Other major theater chains, including Regal Cinemas and Cinemark, did not respond to messages seeking comment, and AMC did not say what precipitated the company’s decision.
But Mr. Fithian, whose group represents large chains and small theater owners alike, said the industry had been paying more attention to open captioning recently as advocates for the deaf and hard of hearing have voiced concerns about closed-captioning devices.
“AMC’s the first to go public with what they’re rolling out,” he said. “But this is all part of an industrywide effort to improve access by both making sure our closed-captioning systems are working, but also by expanding the number of voluntary open-caption shows across the country.”
The announcement brought some measure of hope to the deaf and the hard of hearing.
Megan Albertz, of South Florida, was at a brewery on Saturday where a captioned version of the 1995 Robin Williams movie “Jumanji” was playing in the background.
Ms. Albertz, 29, was born with profound hearing loss and realized, having previously seen “Jumanji” without captions, that she had originally misunderstood scenes or characters’ dialogue.
“Over the years, I’ve rewatched movies I had seen in theaters on various streaming platforms with captions, and I am continuously blown away with how much language or lines I missed,” she said in an email.
She called AMC’s decision a step toward “accessibility for all” but wanted the company and the industry to continue expanding open-caption options.
In recent years, because of litigation, legislation and pressure from disability-rights advocates, the theater industry has made closed-captioning equipment more widely available. That equipment includes the Sony glasses used by Regal Cinemas and the Captiview device, which attaches to a theater seat’s cupholder and displays captions.
“These devices have their fans,” Dr. Vogler, of Gallaudet University, said, “but are also widely despised, due to both their propensity to cut out, get misconfigured, run out of battery, and their inferior usability and ergonomics compared to” open captioning.
AMC said that only select, clearly designated showtimes would feature open captioning and that the “vast majority” of its showtimes would still be offered with closed captioning.

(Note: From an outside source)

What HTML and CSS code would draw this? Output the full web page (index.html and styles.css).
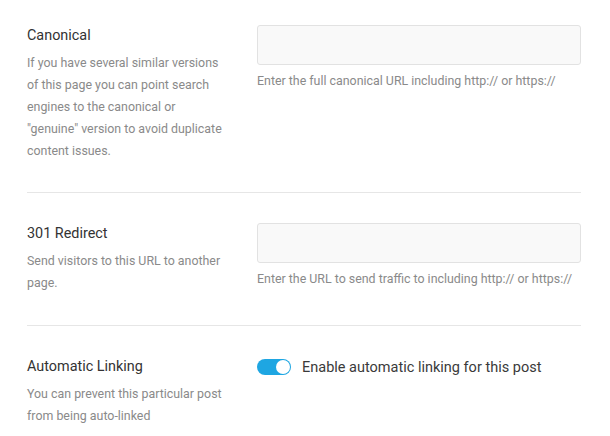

The company’s chief executive, Adam Aron, noted that the expansion was in time for Marvel’s “Eternals,” which is set to open on Nov. 5 and features Lauren Ridloff, an actress who has been deaf since birth and who plays the first deaf superhero in the Marvel Cinematic Universe.
In an interview with The New York Times in August, Ms. Ridloff said most movie theaters were not accessible to the deaf, who are often viewed as an “afterthought.”
“You have to use a special closed-captioning device to watch subtitling in a theater, and it’s a headache, because most of the time the devices don’t work,” she said. “Then you have to go back to the front desk and find somebody to help, and by the time they figure it out that it’s not working — that it’s not going to be subtitled at all — the movie’s halfway done.”